** Task directions **
Leave out the pictures and retype only the lines from the opening line to the line that holds "const ACTIVE_TICKS = 28;", both ends included.

** Collected data **

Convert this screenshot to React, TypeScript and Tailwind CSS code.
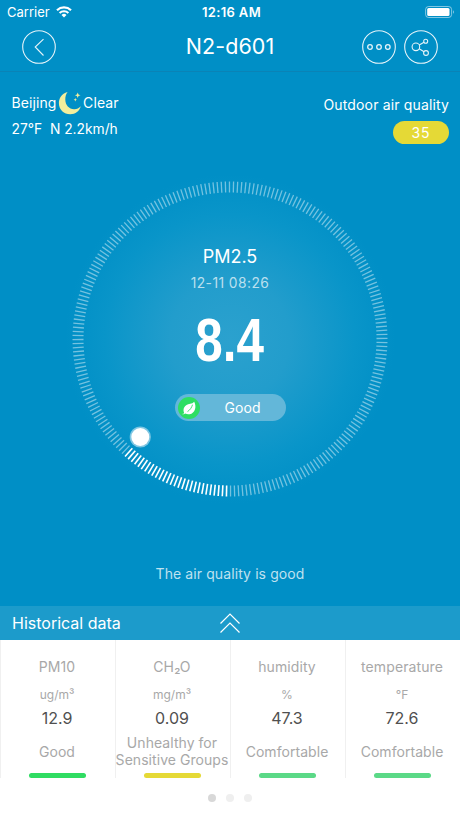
import { ReactNode } from 'react';

const metrics = [
  {
    title: 'PM10',
    unit: 'ug/m³',
    value: '12.9',
    status: 'Good',
    bar: 'bg-[#2fdc62]',
  },
  {
    title: 'CH₂O',
    unit: 'mg/m³',
    value: '0.09',
    status: 'Unhealthy for Sensitive Groups',
    bar: 'bg-[#e5d936]',
  },
  {
    title: 'humidity',
    unit: '%',
    value: '47.3',
    status: 'Comfortable',
    bar: 'bg-[#5bd987]',
  },
  {
    title: 'temperature',
    unit: '°F',
    value: '72.6',
    status: 'Comfortable',
    bar: 'bg-[#5bd987]',
  },
];

const TICK_COUNT = 240;
const ACTIVE_TICKS = 28;

const StatusBar = () => (
  <div className="grid h-6 grid-cols-3 items-center pl-[7px] pr-[5px] text-[13px] leading-6">
    <div className="flex items-center gap-[6px]">
      <span>Carrier</span>
      <svg className="h-3 w-4" viewBox="0 0 16 12" fill="none">
        <path d="M1 4.2a10.2 10.2 0 0 1 14 0" stroke="white" strokeWidth="2.2" />
        <path
          d="M3.6 7a6.4 6.4 0 0 1 8.8 0"
          stroke="white"
          strokeWidth="2.1"
        />
        <path d="M5.5 8.9a3.7 3.7 0 0 1 5 0L8 11.5z" fill="white" />
      </svg>
    </div>
    <span className="pl-px text-center font-semibold tracking-[0.35px]">
      12:16 AM
    </span>
    <svg
      className="h-[13px] w-[30px] justify-self-end"
      viewBox="0 0 30 13"
      fill="none"
    >
      <rect
        x="0.6"
        y="0.5"
        width="26"
        height="11"
        rx="3"
        stroke="white"
        strokeOpacity="0.5"
      />
      <rect x="2.2" y="2" width="22.3" height="8" rx="1.5" fill="white" />
      <path d="M28 4.3c1.3.5 1.3 3 0 3.5z" fill="white" fillOpacity="0.5" />
    </svg>
  </div>
);

const RoundButton = ({
  label,
  children,
}: {
  label: string;
  children: ReactNode;
}) => (
  <button aria-label={label} className="h-[34px] w-[34px]">
    <svg
      viewBox="0 0 34 34"
      fill="none"
      stroke="white"
      strokeWidth="1.1"
      className="h-full w-full opacity-90"
    >
      <circle cx="17" cy="17" r="16.3" />
      {children}
    </svg>
  </button>
);

const Header = () => (
  <div className="flex h-12 items-start justify-between border-b border-[#0a83b6] px-[22px] pt-1.5">
    <div className="flex w-[76px]">
      <RoundButton label="Back">
        <path d="M21.5 9.2 13.2 17l8.3 8.5" />
      </RoundButton>
    </div>
    <h1 className="text-[21.5px] leading-8 tracking-[0.1px]">N2-d601</h1>
    <div className="flex w-[76px] gap-2">
      <RoundButton label="More">
        <g strokeWidth="1.3">
          <circle cx="8" cy="17" r="2.3" />
          <circle cx="17" cy="17" r="2.3" />
          <circle cx="25.8" cy="17" r="2.3" />
        </g>
      </RoundButton>
      <RoundButton label="Share">
        <circle cx="11.9" cy="16.8" r="3.8" />
        <circle cx="21.7" cy="11.2" r="2" />
        <circle cx="22" cy="23" r="2.4" />
        <path d="m15.2 15 4.8-2.8M15.2 18.7l4.8 3" />
      </RoundButton>
    </div>
  </div>
);

const MoonIcon = () => (
  <svg viewBox="0 0 24 24" className="h-6 w-6">
    <path
      d="M9.6 1C3.4 2.4.9 7.6.9 12.2.9 18.7 6 23.2 12.2 23.2c5.4 0 9.2-3.2 10.6-8-2 2.3-4.4 3.2-6.8 3-4.9-.4-8.7-4-8.7-9.8 0-3 .8-5.6 2.3-7.4z"
      fill="#f3ee9c"
    />
    <path
      d="m19.7 1.5.8 2 2 .8-2 .8-.8 2-.8-2-2-.8 2-.8zM17.3 7l.5 1.2 1.2.5-1.2.5-.5 1.2-.5-1.2-1.2-.5 1.2-.5z"
      fill="#f3ee9c"
    />
  </svg>
);

const Weather = () => (
  <div className="flex justify-between pl-[11.5px] pr-[11px] pt-[18px] text-[14px]">
    <div>
      <div className="flex h-[25px] items-center">
        <span className="tracking-[0.1px]">Beijing</span>
        <span className="ml-px">
          <MoonIcon />
        </span>
        <span className="ml-[1.5px] tracking-[0.1px]">Clear</span>
      </div>
      <p className="whitespace-pre pt-px text-[13.8px] leading-[26px]">
        27°F  N 2.2km/h
      </p>
    </div>
    <div className="flex flex-col items-end pt-[3px]">
      <p className="leading-6 tracking-[0.15px]">Outdoor air quality</p>
      <span className="mt-[4px] h-[23px] w-14 rounded-full bg-[#e5d936] text-center tracking-[0.8px] leading-[23px]">
        35
      </span>
    </div>
  </div>
);

const Dial = () => (
  <svg viewBox="0 0 320 320" className="col-start-1 row-start-1 h-80 w-80">
    {Array.from({ length: TICK_COUNT }, (_, i) => (
      <line
        key={i}
        x1="160"
        x2="160"
        y1="306.5"
        y2="317.5"
        stroke="white"
        strokeWidth={i > 0 && i <= ACTIVE_TICKS ? 1.6 : 1.3}
        strokeOpacity={i > 0 && i <= ACTIVE_TICKS ? 1 : 0.45}
        transform={`rotate(${(i * 360) / TICK_COUNT - 0.2} 160 160)`}
      />
    ))}
    <circle cx="70.3" cy="258" r="10.6" fill="#7fc6e2" />
    <circle cx="70.3" cy="258" r="9" fill="white" />
  </svg>
);

const Gauge = () => (
  <div className="mt-[35px] grid h-80 place-items-center">
    <Dial />
    <div className="col-start-1 row-start-1 flex h-80 flex-col items-center pt-16">
      <p className="text-[18px] leading-7">PM2.5</p>
      <p className="text-[13.8px] leading-6 tracking-[0.45px] text-white/70">
        12-11 08:26
      </p>
      <p className="mt-[15px] scale-x-[0.81] pr-0.5 font-['Liberation_Sans',sans-serif] text-[61px] leading-[60px] font-bold">
        8.4
      </p>
      <div className="mt-6 flex h-[27px] w-[111px] items-center rounded-full bg-[#63b7d9] pl-[3px]">
        <svg viewBox="0 0 22 22" className="h-[22px] w-[22px]">
          <circle cx="11" cy="11" r="11" fill="#2ede63" />
          <path
            d="M4 17c1 0 1.6-.2 2.2-.8-1.8-4.5.2-8.4 6-9.4 1.6-.3 3-.9 4-2.1 2.7 5 .8 11.6-4.5 12.5-1.7.3-3.2 0-4.4-.6-.9.8-2 1-3.3.4z"
            fill="white"
          />
          <path
            d="M9.5 14.6c2.6-1.8 4.2-4 5-6.9"
            stroke="#2ede63"
            strokeWidth="0.9"
            fill="none"
          />
        </svg>
        <span className="flex-1 text-center text-[14px] tracking-[0.1px]">
          Good
        </span>
      </div>
    </div>
  </div>
);

const MetricCard = ({ metric }: { metric: (typeof metrics)[number] }) => (
  <div className="h-[138px] border-l border-[#f0f0f0]">
    <div className="-ml-0.5 flex flex-col items-center pt-[17px] text-[14px] text-[#a8a8a8]">
      <p className="leading-5 tracking-[0.1px]">{metric.title}</p>
      <p className="mt-[9px] text-[12px] leading-[18px]">{metric.unit}</p>
      <p className="mt-[4px] text-[16px] leading-5 text-[#505050]">
        {metric.value}
      </p>
      <div className="mt-[5px] flex h-9 w-[118px] items-center justify-center text-center leading-[17px] tracking-[0.05px]">
        {metric.status}
      </div>
      <div className={`mt-[4px] h-[5px] w-[57px] rounded-full ${metric.bar}`} />
    </div>
  </div>
);

export default function App() {
  return (
    <div className="flex h-[818px] w-[460px] flex-col overflow-hidden bg-white font-['Inter','Liberation_Sans',sans-serif] text-white">
      <div className="h-[606px] bg-[#008fc6] bg-[radial-gradient(circle_at_230px_339px,#2ba1ce_0px,#229dcc_60px,#0995c9_125px,#008fc6_165px)]">
        <StatusBar />
        <Header />
        <Weather />
        <Gauge />
        <p className="mt-[63px] text-center text-[14px] leading-6 tracking-[0.1px] text-white/75">
          The air quality is good
        </p>
      </div>

      <div className="grid h-[34px] grid-cols-3 items-center bg-[#1c9bcb] px-3">
        <span className="whitespace-nowrap text-[16px]">Historical data</span>
        <svg
          viewBox="0 0 22 22"
          className="h-[22px] w-[22px] justify-self-center"
          fill="none"
          stroke="white"
          strokeWidth="1.2"
        >
          <path d="m1.5 11.5 9.5-9.5 9.5 9.5M1.5 20.5 11 11l9.5 9.5" />
        </svg>
      </div>

      <div className="grid grid-cols-4">
        {metrics.map((metric) => (
          <MetricCard key={metric.title} metric={metric} />
        ))}
      </div>

      <div className="flex flex-1 justify-center gap-[10px] pt-4">
        <span className="h-2 w-2 rounded-full bg-[#d8d8d8]" />
        <span className="h-2 w-2 rounded-full bg-[#efefef]" />
        <span className="h-2 w-2 rounded-full bg-[#efefef]" />
      </div>
    </div>
  );
}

** Exercise answer **
Convert this screenshot to React, TypeScript and Tailwind CSS code.
import { ReactNode } from 'react';

const metrics = [
  {
    title: 'PM10',
    unit: 'ug/m³',
    value: '12.9',
    status: 'Good',
    bar: 'bg-[#2fdc62]',
  },
  {
    title: 'CH₂O',
    unit: 'mg/m³',
    value: '0.09',
    status: 'Unhealthy for Sensitive Groups',
    bar: 'bg-[#e5d936]',
  },
  {
    title: 'humidity',
    unit: '%',
    value: '47.3',
    status: 'Comfortable',
    bar: 'bg-[#5bd987]',
  },
  {
    title: 'temperature',
    unit: '°F',
    value: '72.6',
    status: 'Comfortable',
    bar: 'bg-[#5bd987]',
  },
];

const TICK_COUNT = 240;
const ACTIVE_TICKS = 28;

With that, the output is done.